Answering readers’ burning questions

Columnist Sarah Smiley answers reader questions about her column, life and boys.

I often get messages, and sometimes actual letters, from readers asking a variety of questions. Unfortunately, I can’t always respond to them, as the family tends to want dinner, but I do read everything (that isn’t in the comments section), and today I’d like to provide some answers.

Is Smiley your real name or is it a pseudonym?

Smiley would be a great pseudonym, but it is my real, married name. I first met my husband, Dustin, when I was a baby, but during the 10 years that our families lived in separate states, Dustin’s last name was pretty much all that I remembered about him. (That and his braces.) When we started dating, friends said, “His last name is Smiley? Well, you have to marry him!” And so I did (although not just for the name.)

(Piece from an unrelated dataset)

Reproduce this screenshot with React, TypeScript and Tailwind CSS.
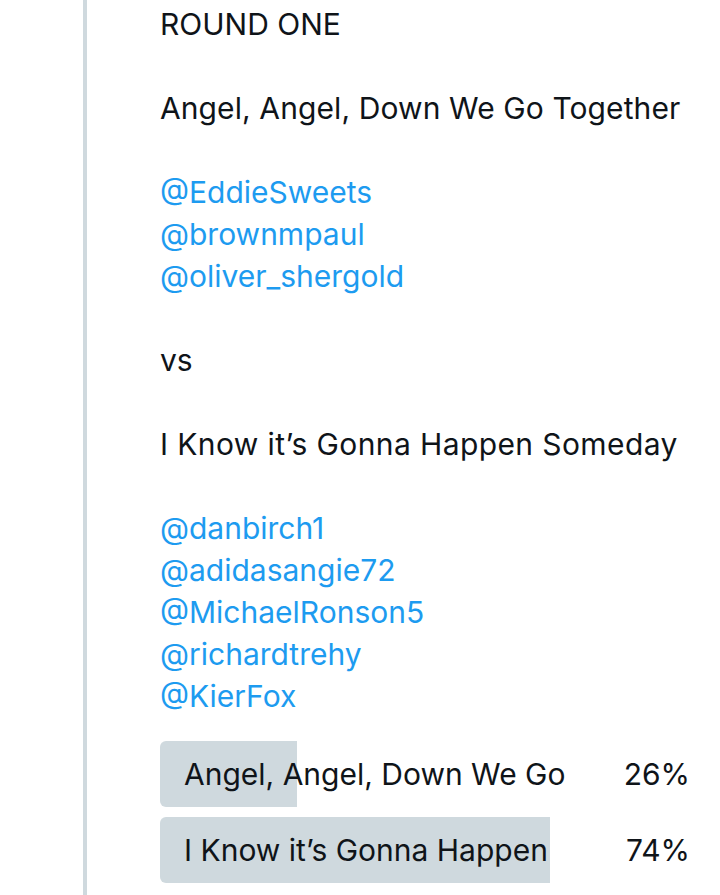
import React from 'react';

const handlesA = ['@EddieSweets', '@brownmpaul', '@oliver_shergold'];
const handlesB = ['@danbirch1', '@adidasangie72', '@MichaelRonson5', '@richardtrehy', '@KierFox'];

const options = [
  { label: 'Angel, Angel, Down We Go', pct: 26 },
  { label: 'I Know it\u2019s Gonna Happen', pct: 74 },
];

const App: React.FC = () => {
  return (
    <div className="flex min-h-[895px] h-[895px] overflow-hidden bg-white pl-[83px] font-['Inter',sans-serif] text-[#0f1419]">
      {/* thread line */}
      <div className="w-1 shrink-0 bg-[#cfd9de]"></div>

      <div className="ml-[73px] flex w-[527px] flex-col pt-[3px] text-[30px] leading-[42px]">
        <div>ROUND ONE</div>
        <div className="h-[42px]"></div>
        <div className="whitespace-nowrap tracking-[0.1px]">Angel, Angel, Down We Go Together</div>
        <div className="h-[42px]"></div>
        {handlesA.map((h) => (
          <div key={h} className="text-[#1d9bf0]">{h}</div>
        ))}
        <div className="h-[42px]"></div>
        <div>vs</div>
        <div className="h-[42px]"></div>
        <div className="whitespace-nowrap tracking-[0.4px]">I Know it&rsquo;s Gonna Happen Someday</div>
        <div className="h-[42px]"></div>
        {handlesB.map((h) => (
          <div key={h} className="text-[#1d9bf0]">{h}</div>
        ))}

        {/* Poll */}
        <div className="mt-6 flex flex-col gap-[10px]">
          {options.map((o) => (
            <div key={o.label} className="relative flex h-[66px] items-center justify-between">
              <div
                className="absolute left-0 top-0 h-full rounded-l-md bg-[#cfd9de]"
                style={{ width: `${o.pct}%` }}
              ></div>
              <span className="relative pl-6 whitespace-nowrap">{o.label}</span>
              <span className="relative -mr-[3px]">{o.pct}%</span>
            </div>
          ))}
        </div>
      </div>
    </div>
  );
};

export default App;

My three boys are just beginning to understand the power of their last name. At a baseball game recently, a cute girl asked Owen, “Your last name is really Smiley?” Owen looked a little embarrassed as he said, “yes.” Soon enough, however, he will learn to use this force for good with the ladies: Name’s Smiley, Owen Smiley.

But the name “Smiley” is kind of ironic when I’m writing about depression or I’m making a complaint at a store:

Me: “I’m really disappointed in this service. In fact, I’m very, very angry.”

Them, flatly: “I’ll take your name and tell the manager.”

Me, sheepishly: “My name is Sarah…Smiley.”

Them: (giggles)

“Smiley” also raises red flags when we make dinner reservations—“Sure, Smiley party of 5; we’ll (cough, cough) save you a table when you”—or when I make a dentist appointment—“My name is Sarah Smiley and I think I have a cross-bite.”

What do your kids think about you writing about them for the past 14 years?

I began writing this column when Ford was a baby, so the kids know nothing else. The first newspaper to publish me was in Florida; the second, the Times Record in Brunswick, Maine. Those readers have literally watched Ford grow up in 800 words weekly. Ford is used to people saying things like, “Oh, I remember when your dad took you to the wrong Chik-fil-A for your fifth birthday party,” or “I was so sad when you aged out of Little League.”

As Ford has gotten older, however, I’ve become more careful about the stories I choose to tell about him. I recognize some things are private and off-limits to the public when you’re a kid going through the awkward teenage years. Gone are the days that I can tell you about his Superman pajamas.

But for the most part, Ford, who is an excellent writer and reads a book a week, understands the art of storytelling, and often he will say, after reading my draft, “That’s kind of embarrassing for me, but the story is flat without it, so you have to include it.”

And Lindell, well, he loves being in the column. In fact, he’s angry if he’s not. He’s proud that I told you about his invisible robot friend, Bob, and that he wants to marry a girl named Buckachewey.

Some day, I hope all my boys appreciate that my column is essentially a written record of their childhoods. Although, “some day” is still a long way away for Owen. (See next question)

You must like your oldest and youngest sons (Ford and Lindell) better than your middle child (Owen) because you write about them more.

Many years ago, I wrote an unfortunate column about my boys’ affinity for frozen waffles and what a personal crisis it was when there was a national shortage of Eggos. (Note: readers’ criticism of that column was that I serve my boys frozen waffles, but, let it be known that I toasted them first.)

Owen took the brunt of the infamous waffle column, and after some teasing from friends, he stormed through the door and said, “Never write about me again!” And so I didn’t. If you don’t know much about Owen, there’s a reason for it. While Ford and Lindell argue about who got more playing time in my 800 words, Owen sighs with relief each time he’s absent from them.

Until recently.

In my first draft of last week’s column, in which I wrote a letter to my future daughters-in-law, I was intentionally vague about Owen. I only gave him two sentences that were general enough that they could have been about anyone. But when Owen heard Ford reading the draft aloud (Ford is my first editor), he said, “Could you write a little more about me? You always poke fun of Ford and Lindell, but not me.” Apparently, that wasn’t “fair.”

Which leads to my final question for YOU, my readers: Can a mother ever win?